Task to complete: Only lines with the string "styles" matter here; gather them from the material below.

* Start *

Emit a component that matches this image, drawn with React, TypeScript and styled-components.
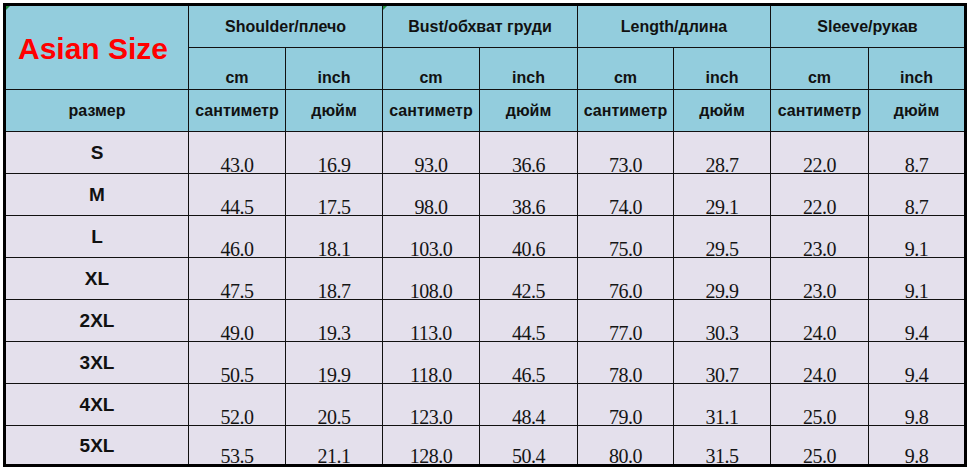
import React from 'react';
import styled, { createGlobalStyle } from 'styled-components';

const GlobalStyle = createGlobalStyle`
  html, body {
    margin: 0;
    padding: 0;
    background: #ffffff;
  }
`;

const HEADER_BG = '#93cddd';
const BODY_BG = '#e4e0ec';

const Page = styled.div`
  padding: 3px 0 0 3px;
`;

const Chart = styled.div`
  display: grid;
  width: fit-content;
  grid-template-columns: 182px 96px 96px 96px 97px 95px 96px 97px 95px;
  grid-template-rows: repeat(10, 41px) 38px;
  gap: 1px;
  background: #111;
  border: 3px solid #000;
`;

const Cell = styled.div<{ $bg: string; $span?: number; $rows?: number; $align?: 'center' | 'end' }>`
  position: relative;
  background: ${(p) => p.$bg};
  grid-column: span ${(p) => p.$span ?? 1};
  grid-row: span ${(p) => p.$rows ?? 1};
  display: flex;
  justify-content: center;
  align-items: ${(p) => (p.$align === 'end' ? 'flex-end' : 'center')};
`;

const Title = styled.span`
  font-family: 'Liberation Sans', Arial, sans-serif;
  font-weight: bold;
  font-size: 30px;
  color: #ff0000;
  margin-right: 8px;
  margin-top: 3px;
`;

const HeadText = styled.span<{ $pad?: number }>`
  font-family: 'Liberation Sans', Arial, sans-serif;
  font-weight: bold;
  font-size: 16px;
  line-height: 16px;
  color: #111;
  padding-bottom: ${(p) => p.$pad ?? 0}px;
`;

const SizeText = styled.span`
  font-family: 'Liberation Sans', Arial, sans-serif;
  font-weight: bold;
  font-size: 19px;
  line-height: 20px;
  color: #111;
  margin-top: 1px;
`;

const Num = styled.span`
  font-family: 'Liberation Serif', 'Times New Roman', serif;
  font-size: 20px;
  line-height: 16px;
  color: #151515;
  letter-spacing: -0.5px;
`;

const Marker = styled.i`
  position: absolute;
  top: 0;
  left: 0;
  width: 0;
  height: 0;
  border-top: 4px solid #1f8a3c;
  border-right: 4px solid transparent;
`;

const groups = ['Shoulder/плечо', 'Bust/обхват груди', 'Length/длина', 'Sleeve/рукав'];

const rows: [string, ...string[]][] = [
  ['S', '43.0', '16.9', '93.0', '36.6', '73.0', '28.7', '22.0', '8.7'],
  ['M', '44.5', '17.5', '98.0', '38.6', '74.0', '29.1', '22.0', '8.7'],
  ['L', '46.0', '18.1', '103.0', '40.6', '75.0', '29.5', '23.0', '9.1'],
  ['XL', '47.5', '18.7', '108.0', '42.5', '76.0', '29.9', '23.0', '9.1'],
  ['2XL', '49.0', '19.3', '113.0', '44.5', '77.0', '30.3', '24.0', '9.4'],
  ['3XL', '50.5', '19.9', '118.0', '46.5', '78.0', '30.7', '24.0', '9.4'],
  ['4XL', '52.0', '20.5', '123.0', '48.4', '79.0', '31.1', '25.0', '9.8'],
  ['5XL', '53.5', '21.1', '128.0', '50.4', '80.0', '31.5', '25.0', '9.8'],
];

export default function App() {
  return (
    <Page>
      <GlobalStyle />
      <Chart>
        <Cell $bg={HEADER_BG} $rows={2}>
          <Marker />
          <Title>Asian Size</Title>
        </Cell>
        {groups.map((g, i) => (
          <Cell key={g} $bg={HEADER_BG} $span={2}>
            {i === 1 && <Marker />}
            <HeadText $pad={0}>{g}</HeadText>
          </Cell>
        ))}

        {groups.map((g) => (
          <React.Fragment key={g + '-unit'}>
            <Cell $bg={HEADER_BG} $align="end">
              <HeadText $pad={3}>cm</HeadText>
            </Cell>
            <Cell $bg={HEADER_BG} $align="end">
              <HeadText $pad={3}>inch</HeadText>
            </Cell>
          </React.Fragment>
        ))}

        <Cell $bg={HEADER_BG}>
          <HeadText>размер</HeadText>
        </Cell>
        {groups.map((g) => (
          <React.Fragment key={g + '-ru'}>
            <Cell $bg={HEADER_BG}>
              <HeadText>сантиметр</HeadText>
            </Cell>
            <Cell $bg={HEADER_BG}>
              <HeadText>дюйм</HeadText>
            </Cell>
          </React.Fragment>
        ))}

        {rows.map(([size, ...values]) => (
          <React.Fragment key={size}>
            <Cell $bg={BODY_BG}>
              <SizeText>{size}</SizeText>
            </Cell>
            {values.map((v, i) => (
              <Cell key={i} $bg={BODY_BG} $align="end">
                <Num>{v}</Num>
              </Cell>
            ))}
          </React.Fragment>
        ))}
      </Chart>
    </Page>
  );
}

* End *
* Start *

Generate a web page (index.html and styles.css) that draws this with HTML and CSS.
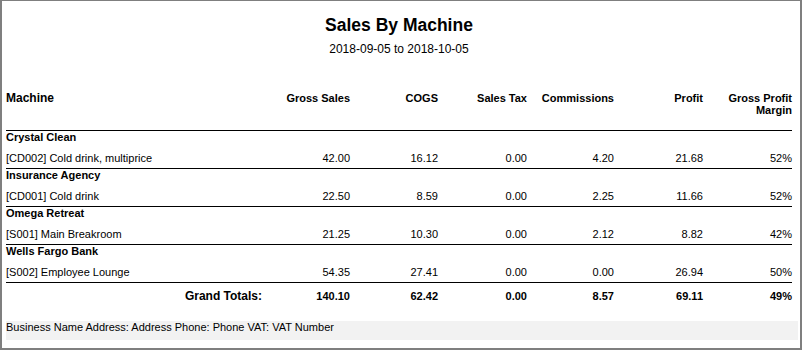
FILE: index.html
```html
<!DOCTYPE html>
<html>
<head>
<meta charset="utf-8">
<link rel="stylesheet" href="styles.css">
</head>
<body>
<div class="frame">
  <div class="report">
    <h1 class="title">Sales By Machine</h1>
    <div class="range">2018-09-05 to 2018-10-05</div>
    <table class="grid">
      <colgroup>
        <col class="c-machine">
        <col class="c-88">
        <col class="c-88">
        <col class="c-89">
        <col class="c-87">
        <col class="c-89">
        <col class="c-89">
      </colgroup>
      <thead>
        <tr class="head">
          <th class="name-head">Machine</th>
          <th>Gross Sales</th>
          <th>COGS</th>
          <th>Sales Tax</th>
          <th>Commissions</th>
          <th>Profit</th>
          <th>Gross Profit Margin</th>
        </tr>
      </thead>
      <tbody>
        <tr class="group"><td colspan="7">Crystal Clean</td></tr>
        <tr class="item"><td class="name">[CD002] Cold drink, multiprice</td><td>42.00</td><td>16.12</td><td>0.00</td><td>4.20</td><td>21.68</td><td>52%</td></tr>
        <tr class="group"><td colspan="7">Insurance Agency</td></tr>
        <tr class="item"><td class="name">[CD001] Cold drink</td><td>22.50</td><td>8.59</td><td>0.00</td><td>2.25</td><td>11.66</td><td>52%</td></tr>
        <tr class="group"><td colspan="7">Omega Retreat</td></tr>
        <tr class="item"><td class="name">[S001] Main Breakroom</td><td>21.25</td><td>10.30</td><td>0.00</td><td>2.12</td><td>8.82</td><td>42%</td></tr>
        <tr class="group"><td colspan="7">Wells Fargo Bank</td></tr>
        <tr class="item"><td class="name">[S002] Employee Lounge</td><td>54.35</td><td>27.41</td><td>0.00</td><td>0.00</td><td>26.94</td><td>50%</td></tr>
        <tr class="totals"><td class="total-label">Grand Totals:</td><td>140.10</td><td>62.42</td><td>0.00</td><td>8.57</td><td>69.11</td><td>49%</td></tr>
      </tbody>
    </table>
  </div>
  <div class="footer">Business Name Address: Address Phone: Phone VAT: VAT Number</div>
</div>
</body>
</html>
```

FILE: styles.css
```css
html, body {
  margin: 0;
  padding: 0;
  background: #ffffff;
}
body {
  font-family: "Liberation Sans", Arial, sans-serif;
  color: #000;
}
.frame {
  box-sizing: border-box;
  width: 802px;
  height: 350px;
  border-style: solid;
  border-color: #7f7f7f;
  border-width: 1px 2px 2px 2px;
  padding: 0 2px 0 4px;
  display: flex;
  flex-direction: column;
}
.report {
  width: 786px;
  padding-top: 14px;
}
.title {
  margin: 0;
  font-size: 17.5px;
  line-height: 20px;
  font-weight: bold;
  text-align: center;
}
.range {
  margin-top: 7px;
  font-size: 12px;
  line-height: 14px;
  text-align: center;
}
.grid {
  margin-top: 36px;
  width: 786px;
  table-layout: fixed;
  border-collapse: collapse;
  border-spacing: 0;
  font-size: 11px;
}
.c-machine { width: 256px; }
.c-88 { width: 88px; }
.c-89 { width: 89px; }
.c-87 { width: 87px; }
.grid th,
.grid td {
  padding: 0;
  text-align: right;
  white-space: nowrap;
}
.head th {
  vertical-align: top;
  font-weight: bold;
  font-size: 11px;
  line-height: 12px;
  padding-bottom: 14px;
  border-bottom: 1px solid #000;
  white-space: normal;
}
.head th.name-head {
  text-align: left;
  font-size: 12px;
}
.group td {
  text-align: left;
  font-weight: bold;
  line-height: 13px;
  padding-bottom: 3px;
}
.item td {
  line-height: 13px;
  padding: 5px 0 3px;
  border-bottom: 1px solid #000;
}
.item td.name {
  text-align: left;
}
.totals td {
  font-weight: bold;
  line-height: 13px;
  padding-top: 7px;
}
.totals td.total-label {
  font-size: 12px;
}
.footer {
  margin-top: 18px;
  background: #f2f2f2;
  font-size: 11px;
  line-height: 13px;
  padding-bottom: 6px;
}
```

* End *
* Start *

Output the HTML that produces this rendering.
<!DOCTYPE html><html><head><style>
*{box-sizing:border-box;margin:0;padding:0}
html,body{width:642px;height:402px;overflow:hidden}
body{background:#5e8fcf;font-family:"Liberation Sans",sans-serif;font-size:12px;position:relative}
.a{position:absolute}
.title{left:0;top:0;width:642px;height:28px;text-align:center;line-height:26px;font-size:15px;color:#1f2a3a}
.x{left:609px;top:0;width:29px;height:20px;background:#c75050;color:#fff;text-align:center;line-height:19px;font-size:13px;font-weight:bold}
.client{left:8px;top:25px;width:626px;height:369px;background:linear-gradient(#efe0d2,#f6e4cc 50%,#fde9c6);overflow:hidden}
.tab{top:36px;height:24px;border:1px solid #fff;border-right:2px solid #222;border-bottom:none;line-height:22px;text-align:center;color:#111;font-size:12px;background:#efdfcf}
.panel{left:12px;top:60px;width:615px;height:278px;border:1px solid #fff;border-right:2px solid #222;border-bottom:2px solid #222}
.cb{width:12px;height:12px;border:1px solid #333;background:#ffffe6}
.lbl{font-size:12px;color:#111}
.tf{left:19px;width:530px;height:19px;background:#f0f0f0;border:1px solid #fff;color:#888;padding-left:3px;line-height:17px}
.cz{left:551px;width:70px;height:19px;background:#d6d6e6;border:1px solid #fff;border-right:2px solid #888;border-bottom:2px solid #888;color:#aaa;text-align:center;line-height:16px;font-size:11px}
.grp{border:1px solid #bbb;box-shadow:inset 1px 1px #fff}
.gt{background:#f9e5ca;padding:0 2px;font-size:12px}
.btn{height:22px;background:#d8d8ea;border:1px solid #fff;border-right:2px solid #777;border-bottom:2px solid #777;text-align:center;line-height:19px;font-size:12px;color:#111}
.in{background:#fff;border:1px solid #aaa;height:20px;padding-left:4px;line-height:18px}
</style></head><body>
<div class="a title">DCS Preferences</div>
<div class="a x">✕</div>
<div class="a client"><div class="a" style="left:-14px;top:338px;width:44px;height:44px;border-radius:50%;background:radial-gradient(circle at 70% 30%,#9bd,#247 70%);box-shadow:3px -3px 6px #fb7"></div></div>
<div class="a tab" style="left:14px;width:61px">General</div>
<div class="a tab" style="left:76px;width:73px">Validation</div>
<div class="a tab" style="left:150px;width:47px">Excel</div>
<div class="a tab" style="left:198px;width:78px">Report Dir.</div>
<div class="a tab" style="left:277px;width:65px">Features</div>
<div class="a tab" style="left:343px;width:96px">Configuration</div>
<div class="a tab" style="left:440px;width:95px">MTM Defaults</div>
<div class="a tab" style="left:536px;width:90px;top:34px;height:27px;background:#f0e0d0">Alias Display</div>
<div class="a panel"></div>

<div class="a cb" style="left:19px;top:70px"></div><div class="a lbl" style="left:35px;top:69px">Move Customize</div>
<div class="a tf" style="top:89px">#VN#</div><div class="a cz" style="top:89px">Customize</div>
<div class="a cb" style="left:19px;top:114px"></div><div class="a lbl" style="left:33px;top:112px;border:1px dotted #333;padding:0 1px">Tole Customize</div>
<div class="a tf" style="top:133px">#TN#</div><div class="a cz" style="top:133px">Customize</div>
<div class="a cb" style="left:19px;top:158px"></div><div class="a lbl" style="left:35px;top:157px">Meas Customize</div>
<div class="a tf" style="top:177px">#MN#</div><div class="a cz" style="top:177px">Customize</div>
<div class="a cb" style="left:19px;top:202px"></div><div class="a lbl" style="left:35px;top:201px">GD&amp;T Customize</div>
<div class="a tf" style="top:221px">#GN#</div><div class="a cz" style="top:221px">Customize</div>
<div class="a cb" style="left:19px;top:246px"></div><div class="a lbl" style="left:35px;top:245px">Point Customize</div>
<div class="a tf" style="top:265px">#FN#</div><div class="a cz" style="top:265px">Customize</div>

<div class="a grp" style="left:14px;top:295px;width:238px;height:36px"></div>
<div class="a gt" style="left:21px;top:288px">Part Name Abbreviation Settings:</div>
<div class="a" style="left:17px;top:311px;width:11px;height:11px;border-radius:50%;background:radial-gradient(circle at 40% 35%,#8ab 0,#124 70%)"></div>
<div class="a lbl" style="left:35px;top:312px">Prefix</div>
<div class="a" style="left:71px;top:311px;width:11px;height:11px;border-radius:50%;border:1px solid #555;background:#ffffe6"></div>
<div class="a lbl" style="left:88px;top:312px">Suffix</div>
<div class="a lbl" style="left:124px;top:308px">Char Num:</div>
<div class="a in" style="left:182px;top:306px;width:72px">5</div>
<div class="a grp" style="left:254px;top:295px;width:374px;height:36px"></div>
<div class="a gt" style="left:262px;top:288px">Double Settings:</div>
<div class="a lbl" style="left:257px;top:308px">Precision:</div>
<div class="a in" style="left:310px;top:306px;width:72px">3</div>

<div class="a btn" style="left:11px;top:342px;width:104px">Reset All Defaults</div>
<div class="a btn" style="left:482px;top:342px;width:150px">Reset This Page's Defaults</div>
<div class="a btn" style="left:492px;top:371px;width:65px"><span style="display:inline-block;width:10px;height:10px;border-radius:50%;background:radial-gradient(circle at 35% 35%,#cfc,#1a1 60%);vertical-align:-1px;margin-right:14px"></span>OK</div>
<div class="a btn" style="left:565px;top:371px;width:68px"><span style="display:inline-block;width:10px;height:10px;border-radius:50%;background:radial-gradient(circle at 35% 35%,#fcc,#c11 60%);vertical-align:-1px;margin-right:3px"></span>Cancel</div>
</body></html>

* End *

Written solution:
Generate a web page (index.html and styles.css) that draws this with HTML and CSS.
<link rel="stylesheet" href="styles.css">
FILE: styles.css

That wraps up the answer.